Julius M. Kleiner Memorial Park - A lasting legacy for Meridian residents
According to the U.S. Census Bureau, Idaho has earned the title of the fastest growing state in the country (for the second year in a row). In 2018, Forbes named Meridian, Idaho the fastest growing metro area in the U.S. Visitors are pleasantly surprised at all of the amenities the Treasure Valley has to offer, including the seemingly endless parks and recreation options.
Natives and those who’ve recently relocated here enjoy a vast array of employment opportunities, food options, year-round outdoor activities, and easy access to hundreds of acres of parks scattered throughout the valley. Many residents have heard the stories of long-established parks such as Julia Davis, Kathryn Albertson, and Ann Morrison. Few know the history of Julius M. Kleiner Memorial Park, a 60-acre parcel located directly east of The Village nestled off of Fairview Avenue and Eagle Road at 1900 N. Records Ave. in Meridian, yet it has just as interesting of a story as the legendary Idahoan it is named for.
Julius Kleiner was born Oct. 11, 1892, in Russia. He arrived in the United States as an immigrant with a college degree and a command of three languages. He did not, however, speak English, and thus found himself speechless when he arrived at Seattle in December of 1916.
Julius started as an office clerk in March of 1917 with Commercial Creamery Company of Spokane. He was later transferred to Butte, Montana by Henningsen Produce Company, of which Commercial Creamery was a subsidiary. Kleiner was married to Emma Weinberger, on Aug. 1, 1919; at Butte, Montana. In October of 1920 he was assigned to the Orient, first in Japan, then to Shanghai, China. He came to the Caldwell area in 1923, as manager of Central Poultry Corporation, and Mr. Kleiner acquired the farm at the death of the owner in 1927.
Kleiner came to Nampa in 1929, where he had since made his home, and had been the owner of the Nampa Creamery Company for many years. He owned a number of businesses in Idaho and Oregon but had sold all of them except J.M.K. Farms. He continued as the operator of the farms, an enterprise that was the largest milk producer in the state of Idaho until 1966 when that phase of its operation was discontinued.
In 1955, Mr. Kleiner was appointed a member of a 12-man agriculture delegation to the USSR, where he spent 37 days and traveled more than 12,000 miles. He was very active in his community, donating both time and money to causes he cared about. Julius passed in May of 1972.
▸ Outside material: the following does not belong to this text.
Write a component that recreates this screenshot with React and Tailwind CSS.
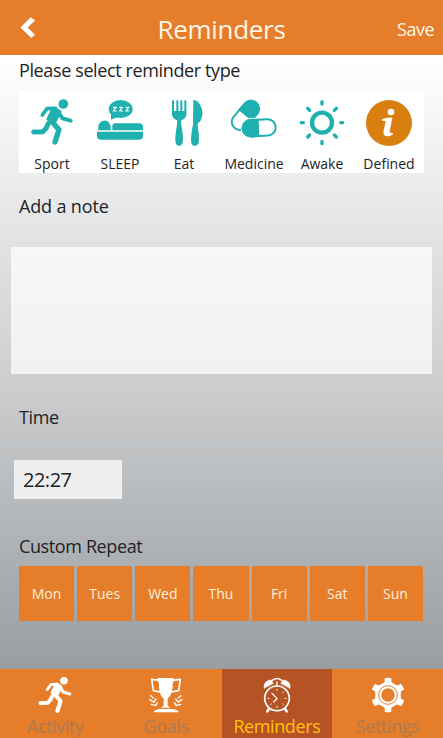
import React, { useState } from "react";

const Runner = ({ className }) => (
  <svg viewBox="38 41 144 144" className={className} fill="none" stroke="currentColor" strokeLinecap="round" strokeLinejoin="round">
    <circle cx="144" cy="59" r="14.5" fill="currentColor" stroke="none" />
    <path d="M81 92 L95 73 L120 72" strokeWidth="11" />
    <path d="M127 79 L141 102 L166 109" strokeWidth="12" />
    <path d="M114 72 L134 82 L119 112 L98 104 Z" fill="currentColor" strokeWidth="9" />
    <path d="M99 118 L92 132 L83 142 L55 143" strokeWidth="15" />
    <path d="M108 110 L131 136 L119 173" strokeWidth="16" />
  </svg>
);

const Sleep = ({ className }) => (
  <svg viewBox="243 39 144 144" className={className} fill="currentColor">
    <ellipse cx="317" cy="72" rx="36" ry="27" />
    <path d="M288 86 L288 104 L308 96 Z" />
    <g fill="none" stroke="white" strokeWidth="3.5">
      <path d="M294 67 h9 l-8 11 h10" />
      <path d="M313 67 h9 l-8 11 h10" />
      <path d="M332 67 h9 l-8 11 h10" />
    </g>
    <path d="M250 136 V126 A18 19 0 0 1 287 126 V136 Z" />
    <path d="M292 136 V124 Q292 115 301 115 H372 Q384 115 384 127 V136 Z" />
    <path d="M246 140 H384 V152 Q384 164 372 164 H258 Q246 164 246 152 Z" />
  </svg>
);

const Eat = ({ className }) => (
  <svg viewBox="39 39 144 144" className={className} fill="currentColor">
    <path d="M66 48 Q69 42 72 48 V78 H79 V48 Q82 42 85 48 V78 H91 V48 Q94 42 97 48 V78 H103 V48 Q106 42 109 48 V88 Q109 100 94 106 Q92 112 96 132 Q101 160 98 174 Q94 183 87 183 Q80 183 77 174 Q74 160 79 132 Q83 112 81 106 Q66 100 66 88 Z" />
    <path d="M130 44 Q146 45 155 70 Q161 90 151 109 Q142 114 143 122 Q149 160 146 174 Q142 183 135 183 Q127 183 124 174 Q121 160 129 118 Z" />
  </svg>
);

const Medicine = ({ className }) => (
  <svg viewBox="243 39 144 144" className={className}>
    <g transform="rotate(-50 289 91)">
      <rect x="239" y="67" width="100" height="48" rx="24" fill="white" stroke="currentColor" strokeWidth="6" />
      <path d="M288 64 H315 A27 27 0 0 1 315 118 H288 Z" fill="currentColor" />
    </g>
    <g transform="rotate(-3 330 129)">
      <rect x="275" y="98" width="109" height="61" rx="30" fill="white" />
      <rect x="281" y="104" width="99" height="49" rx="24.5" fill="white" stroke="currentColor" strokeWidth="6" />
      <path d="M330 101 H305 A27.5 27.5 0 0 0 305 156 H330 Z" fill="currentColor" />
    </g>
  </svg>
);

const Awake = ({ className }) => (
  <svg viewBox="40 39 144 144" className={className} fill="none" stroke="currentColor" strokeLinecap="round">
    <circle cx="112" cy="113" r="30" strokeWidth="13" />
    <path d="M112 50 V57 M112 169 V176 M50 113 H56 M168 113 H174 M69 70 L75 76 M149 150 L155 156 M69 156 L75 150 M149 76 L155 70" strokeWidth="10" />
  </svg>
);

const Defined = ({ className }) => (
  <svg viewBox="241 39 144 144" className={className}>
    <circle cx="313" cy="114" r="69" fill="#d97f10" />
    <circle cx="319" cy="81" r="10" fill="white" />
    <path d="M292 103 Q307 96 323 98 L315 139 Q314 146 325 144 L324 149 Q312 155 303 153 Q294 150 297 138 L303 108 L292 107 Z" fill="white" />
  </svg>
);

const Trophy = ({ className }) => (
  <svg viewBox="441 32 114 114" className={className} fill="none" stroke="currentColor">
    <path d="M477 45 L455 42 L460 76 L482 80 M517 45 L541 42 L536 76 L513 80" strokeWidth="5" strokeLinejoin="round" />
    <path d="M473 38 H521 V49 H519 Q518 89 503 100 V121 L512 127 H483 L491 121 V100 Q476 89 476 49 H473 Z" fill="currentColor" stroke="none" />
    <path d="M462 141 V136 L475 131 H520 L535 136 V141 Z" fill="currentColor" stroke="none" />
    <path d="M452 91 L460 98 M449 103 L459 109 M454 117 L468 121 M468 101 L461 111 M472 112 L467 121 M543 91 L535 98 M546 103 L536 109 M542 117 L528 121 M527 101 L535 111 M523 112 L529 121" strokeWidth="4" strokeLinecap="round" />
  </svg>
);

const Alarm = ({ className }) => (
  <svg viewBox="111 32 114 114" className={className} fill="none" stroke="currentColor" strokeLinecap="round">
    <circle cx="168" cy="99" r="37" strokeWidth="5" />
    <path d="M129 68 Q127 46 151 44 L156 54 Z M180 54 L185 44 Q210 46 207 68 Z" fill="currentColor" strokeWidth="2" />
    <path d="M154 45 Q168 34 182 45 M168 50 V62" strokeWidth="4" />
    <path d="M144 130 L139 138 M192 130 L197 138" strokeWidth="8" />
    <path d="M153 84 L168 100 L158 110" strokeWidth="4" />
    <path d="M168 72 V75 M168 123 V126 M141 99 H144 M192 99 H195 M187 80 L185 82 M187 118 L185 116 M149 118 L151 116" strokeWidth="3" />
  </svg>
);

const Gear = ({ className }) => (
  <svg viewBox="442 32 114 114" className={className} fill="currentColor">
    <circle cx="499" cy="89" r="38" />
    {[0, 60, 120, 180, 240, 300].map((angle) => (
      <path key={angle} d="M482 56 L489 50 V39 Q499 36 509 39 V50 L516 56 Z" transform={`rotate(${angle} 499 89)`} />
    ))}
    <circle cx="499" cy="89" r="28" fill="none" stroke="#e67d2a" strokeWidth="3" />
    <circle cx="499" cy="89" r="20" fill="#e67d2a" />
  </svg>
);

const types = [
  { name: "Sport", Icon: Runner, cell: "w-[66px]" },
  { name: "SLEEP", Icon: Sleep, cell: "w-[70px]" },
  { name: "Eat", Icon: Eat, cell: "w-[58px]", shift: "ml-[6px]" },
  { name: "Medicine", Icon: Medicine, cell: "w-[82px]" },
  { name: "Awake", Icon: Awake, cell: "w-[54px]" },
  { name: "Defined", Icon: Defined, cell: "w-[80px]" },
];

const days = ["Mon", "Tues", "Wed", "Thu", "Fri", "Sat", "Sun"];

const tabs = [
  { name: "Activity", Icon: Runner },
  { name: "Goals", Icon: Trophy },
  { name: "Reminders", Icon: Alarm },
  { name: "Settings", Icon: Gear },
];

export default function App() {
  const [note, setNote] = useState("");
  const [time, setTime] = useState("22:27");
  const [activeTab, setActiveTab] = useState("Reminders");

  return (
    <div className="flex h-[738px] w-[443px] flex-col overflow-hidden bg-linear-to-b from-white from-8% via-[#c9cbcd] via-54% to-[#989c9e] to-92% font-['Open_Sans','Noto_Sans',sans-serif] text-[#222226]">
      <header className="grid h-[55px] shrink-0 grid-cols-[100px_1fr_100px] items-center bg-[#e67d2a] text-[#fff6e8]">
        <button className="pl-5">
          <svg viewBox="60 50 48 64" className="h-[21px] w-4" fill="white">
            <path d="M92 51 L106 61 L83 82 L105 104 L94 114 L61 82 Z" />
          </svg>
        </button>
        <h1 className="pt-0.5 text-center text-[26px] leading-8 tracking-[-0.3px]">Reminders</h1>
        <button className="pt-1 pr-[9px] text-right text-[18px] tracking-[-0.5px]">Save</button>
      </header>

      <main className="flex flex-1 flex-col">
        <p className="mt-[3px] pl-[19px] text-[18px] leading-6 tracking-[-0.38px]">Please select reminder type</p>

        <div className="mt-[9px] ml-[19px] flex h-[82px] w-[405px] bg-white pt-[7px] text-[#1fb0b0]">
          {types.map(({ name, Icon, cell, shift }) => (
            <button key={name} className={`flex shrink-0 flex-col items-center ${cell}`}>
              <Icon className={`size-12 shrink-0 ${shift || ""}`} />
              <span className="mt-2 text-[14px] leading-5 text-[#222226]">{name}</span>
            </button>
          ))}
        </div>

        <label htmlFor="note" className="mt-[21px] pl-[19px] text-[18px] leading-6 tracking-[-0.15px]">
          Add a note
        </label>
        <textarea
          id="note"
          value={note}
          onChange={(e) => setNote(e.target.value)}
          className="mt-[29px] ml-[11px] h-[127px] w-[421px] resize-none bg-linear-to-b from-[#f7f7f7] to-[#f1f1f1] p-2 text-[18px] outline-none"
        />

        <label htmlFor="time" className="mt-[31px] pl-[19px] text-[18px] leading-6 tracking-[-0.4px]">
          Time
        </label>
        <input
          id="time"
          value={time}
          onChange={(e) => setTime(e.target.value)}
          className="mt-[31px] ml-[14px] h-[39px] w-[108px] bg-[#efefef] px-[9px] text-[20px] tracking-[-0.5px] outline-none"
        />

        <p className="mt-[35px] pl-[19px] text-[18px] leading-6 tracking-[-0.38px]">Custom Repeat</p>
        <div className="mt-2 ml-[19px] grid h-[55px] w-[404px] grid-cols-7 gap-[3px]">
          {days.map((day) => (
            <button key={day} className="bg-[#e67d2a] text-[14px] text-[#fff0dc]">
              {day}
            </button>
          ))}
        </div>
      </main>

      <nav className="grid h-[69px] shrink-0 grid-cols-4 bg-[#e67d2a]">
        {tabs.map(({ name, Icon }) => (
          <button
            key={name}
            onClick={() => setActiveTab(name)}
            className={`flex flex-col items-center pt-[7px] ${
              activeTab === name ? "bg-[#b65325] text-[#ffc20e]" : "text-[#ab7b52]"
            }`}
          >
            <Icon className="size-[38px] shrink-0 text-white" />
            <span className="text-[18px] leading-6 tracking-[-0.4px]">{name}</span>
          </button>
        ))}
      </nav>
    </div>
  );
}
Julius’s son, Eugene (Gene) donated the 60-acre, $25 million Julius M. Kleiner Memorial Park to the City of Meridian and its residents in honor of his late father, who once farmed the land on which the park now sits. The 60-acre park site was part of a larger 240-acre farm, which Julius Kleiner purchased in 1944 from the Morrison Knudson Company, who had used the land to store construction equipment and as pastureland for horses. The land operated as a dairy farm until the 1970s, when it transitioned to a turf farm.
Included in the 60 acres is the “Rock of Honor Veteran’s Memorial Site” a hallowed site dedicated to the lives of sixty-two United States soldiers. Park components also include: a band shell and earth amphitheater; two large, custom picnic shelters and three smaller shelters plus tot-lots, a large recreation area with boulder style climbing walls, playground equipment, water play, bocce ball, volleyball, tennis, basketball, disc golf, concession stand and plenty of open field play; a lake complete with fishing docks; a civic complex with a branch library and senior center; arboretum with a labyrinth centerpiece; public art; 3.3 miles walking paths; and a grand promenade and memorial plaza to serve as the heart of Kleiner Park. You will also find a seven-foot bronze statue and tribute to Julius Kleiner and his contributions to the state of Idaho.
Mayor Tammy de Weerd, City of Meridian said, “His incredible donation has created a lasting legacy each of us can enjoy and challenges us to pay it forward in countless new acts of service, either large or small, across the community and beyond.”